* [Required work]: Pictures aside, repeat every entry exactly.

[Collected data]
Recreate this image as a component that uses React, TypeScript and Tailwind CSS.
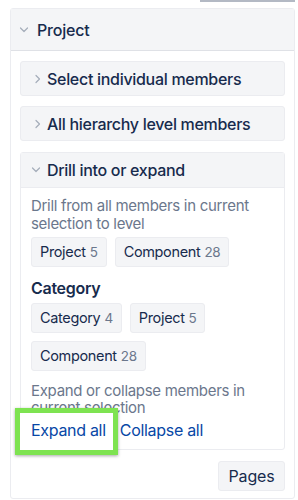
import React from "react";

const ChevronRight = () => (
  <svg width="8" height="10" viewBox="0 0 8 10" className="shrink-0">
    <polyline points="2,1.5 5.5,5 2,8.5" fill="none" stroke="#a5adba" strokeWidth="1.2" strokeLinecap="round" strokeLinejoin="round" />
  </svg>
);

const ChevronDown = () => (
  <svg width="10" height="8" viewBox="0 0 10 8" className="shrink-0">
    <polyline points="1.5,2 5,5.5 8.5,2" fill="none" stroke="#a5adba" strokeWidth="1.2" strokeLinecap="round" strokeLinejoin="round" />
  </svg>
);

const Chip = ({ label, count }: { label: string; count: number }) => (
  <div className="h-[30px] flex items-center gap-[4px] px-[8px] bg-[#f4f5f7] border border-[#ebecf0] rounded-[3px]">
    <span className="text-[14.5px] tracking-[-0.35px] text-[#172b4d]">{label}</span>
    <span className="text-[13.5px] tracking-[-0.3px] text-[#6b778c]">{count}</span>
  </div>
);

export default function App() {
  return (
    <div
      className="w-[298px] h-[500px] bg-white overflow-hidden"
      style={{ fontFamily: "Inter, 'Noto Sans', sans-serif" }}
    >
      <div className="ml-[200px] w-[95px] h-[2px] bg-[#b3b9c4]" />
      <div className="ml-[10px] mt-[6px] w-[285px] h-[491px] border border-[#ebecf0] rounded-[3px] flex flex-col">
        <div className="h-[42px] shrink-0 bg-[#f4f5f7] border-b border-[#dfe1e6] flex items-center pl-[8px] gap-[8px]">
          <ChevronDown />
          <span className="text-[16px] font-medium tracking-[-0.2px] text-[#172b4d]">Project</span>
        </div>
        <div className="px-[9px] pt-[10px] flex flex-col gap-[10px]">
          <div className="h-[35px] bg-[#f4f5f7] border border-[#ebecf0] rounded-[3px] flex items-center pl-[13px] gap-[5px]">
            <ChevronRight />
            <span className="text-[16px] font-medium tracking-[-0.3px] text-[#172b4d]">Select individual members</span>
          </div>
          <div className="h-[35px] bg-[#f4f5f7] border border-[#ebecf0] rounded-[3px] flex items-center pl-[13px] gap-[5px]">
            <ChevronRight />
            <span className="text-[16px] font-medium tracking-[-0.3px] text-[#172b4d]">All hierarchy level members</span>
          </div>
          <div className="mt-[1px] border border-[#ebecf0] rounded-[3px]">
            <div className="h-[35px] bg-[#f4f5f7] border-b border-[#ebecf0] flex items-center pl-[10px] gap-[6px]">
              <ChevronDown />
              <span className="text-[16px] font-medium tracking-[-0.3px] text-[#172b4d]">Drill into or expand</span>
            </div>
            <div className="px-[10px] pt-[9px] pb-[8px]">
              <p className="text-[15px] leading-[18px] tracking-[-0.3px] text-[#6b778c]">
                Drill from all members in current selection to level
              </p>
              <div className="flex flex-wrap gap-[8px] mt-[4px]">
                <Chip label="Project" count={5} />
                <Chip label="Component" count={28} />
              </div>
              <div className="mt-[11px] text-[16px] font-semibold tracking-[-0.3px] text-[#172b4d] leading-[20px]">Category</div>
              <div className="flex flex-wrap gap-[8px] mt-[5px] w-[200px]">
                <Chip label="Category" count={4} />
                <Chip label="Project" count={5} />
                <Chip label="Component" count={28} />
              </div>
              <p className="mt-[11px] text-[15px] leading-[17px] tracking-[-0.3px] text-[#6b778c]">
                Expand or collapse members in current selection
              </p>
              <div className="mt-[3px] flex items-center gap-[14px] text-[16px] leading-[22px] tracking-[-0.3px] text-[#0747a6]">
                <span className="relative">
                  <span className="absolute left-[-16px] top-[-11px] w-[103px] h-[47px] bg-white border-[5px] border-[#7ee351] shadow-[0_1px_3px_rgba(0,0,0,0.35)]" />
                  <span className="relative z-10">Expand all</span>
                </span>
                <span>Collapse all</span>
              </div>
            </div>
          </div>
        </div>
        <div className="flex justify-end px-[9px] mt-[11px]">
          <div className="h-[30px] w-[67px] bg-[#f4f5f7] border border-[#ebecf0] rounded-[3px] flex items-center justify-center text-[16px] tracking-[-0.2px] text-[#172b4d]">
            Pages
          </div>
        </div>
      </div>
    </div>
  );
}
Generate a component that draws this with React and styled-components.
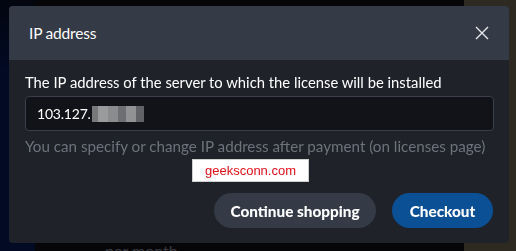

* [Written response]:
Recreate this image as a component that uses React, TypeScript and Tailwind CSS.
import React from "react";

const ChevronRight = () => (
  <svg width="8" height="10" viewBox="0 0 8 10" className="shrink-0">
    <polyline points="2,1.5 5.5,5 2,8.5" fill="none" stroke="#a5adba" strokeWidth="1.2" strokeLinecap="round" strokeLinejoin="round" />
  </svg>
);

const ChevronDown = () => (
  <svg width="10" height="8" viewBox="0 0 10 8" className="shrink-0">
    <polyline points="1.5,2 5,5.5 8.5,2" fill="none" stroke="#a5adba" strokeWidth="1.2" strokeLinecap="round" strokeLinejoin="round" />
  </svg>
);

const Chip = ({ label, count }: { label: string; count: number }) => (
  <div className="h-[30px] flex items-center gap-[4px] px-[8px] bg-[#f4f5f7] border border-[#ebecf0] rounded-[3px]">
    <span className="text-[14.5px] tracking-[-0.35px] text-[#172b4d]">{label}</span>
    <span className="text-[13.5px] tracking-[-0.3px] text-[#6b778c]">{count}</span>
  </div>
);

export default function App() {
  return (
    <div
      className="w-[298px] h-[500px] bg-white overflow-hidden"
      style={{ fontFamily: "Inter, 'Noto Sans', sans-serif" }}
    >
      <div className="ml-[200px] w-[95px] h-[2px] bg-[#b3b9c4]" />
      <div className="ml-[10px] mt-[6px] w-[285px] h-[491px] border border-[#ebecf0] rounded-[3px] flex flex-col">
        <div className="h-[42px] shrink-0 bg-[#f4f5f7] border-b border-[#dfe1e6] flex items-center pl-[8px] gap-[8px]">
          <ChevronDown />
          <span className="text-[16px] font-medium tracking-[-0.2px] text-[#172b4d]">Project</span>
        </div>
        <div className="px-[9px] pt-[10px] flex flex-col gap-[10px]">
          <div className="h-[35px] bg-[#f4f5f7] border border-[#ebecf0] rounded-[3px] flex items-center pl-[13px] gap-[5px]">
            <ChevronRight />
            <span className="text-[16px] font-medium tracking-[-0.3px] text-[#172b4d]">Select individual members</span>
          </div>
          <div className="h-[35px] bg-[#f4f5f7] border border-[#ebecf0] rounded-[3px] flex items-center pl-[13px] gap-[5px]">
            <ChevronRight />
            <span className="text-[16px] font-medium tracking-[-0.3px] text-[#172b4d]">All hierarchy level members</span>
          </div>
          <div className="mt-[1px] border border-[#ebecf0] rounded-[3px]">
            <div className="h-[35px] bg-[#f4f5f7] border-b border-[#ebecf0] flex items-center pl-[10px] gap-[6px]">
              <ChevronDown />
              <span className="text-[16px] font-medium tracking-[-0.3px] text-[#172b4d]">Drill into or expand</span>
            </div>
            <div className="px-[10px] pt-[9px] pb-[8px]">
              <p className="text-[15px] leading-[18px] tracking-[-0.3px] text-[#6b778c]">
                Drill from all members in current selection to level
              </p>
              <div className="flex flex-wrap gap-[8px] mt-[4px]">
                <Chip label="Project" count={5} />
                <Chip label="Component" count={28} />
              </div>
              <div className="mt-[11px] text-[16px] font-semibold tracking-[-0.3px] text-[#172b4d] leading-[20px]">Category</div>
              <div className="flex flex-wrap gap-[8px] mt-[5px] w-[200px]">
                <Chip label="Category" count={4} />
                <Chip label="Project" count={5} />
                <Chip label="Component" count={28} />
              </div>
              <p className="mt-[11px] text-[15px] leading-[17px] tracking-[-0.3px] text-[#6b778c]">
                Expand or collapse members in current selection
              </p>
              <div className="mt-[3px] flex items-center gap-[14px] text-[16px] leading-[22px] tracking-[-0.3px] text-[#0747a6]">
                <span className="relative">
                  <span className="absolute left-[-16px] top-[-11px] w-[103px] h-[47px] bg-white border-[5px] border-[#7ee351] shadow-[0_1px_3px_rgba(0,0,0,0.35)]" />
                  <span className="relative z-10">Expand all</span>
                </span>
                <span>Collapse all</span>
              </div>
            </div>
          </div>
        </div>
        <div className="flex justify-end px-[9px] mt-[11px]">
          <div className="h-[30px] w-[67px] bg-[#f4f5f7] border border-[#ebecf0] rounded-[3px] flex items-center justify-center text-[16px] tracking-[-0.2px] text-[#172b4d]">
            Pages
          </div>
        </div>
      </div>
    </div>
  );
}
Generate a component that draws this with React and styled-components.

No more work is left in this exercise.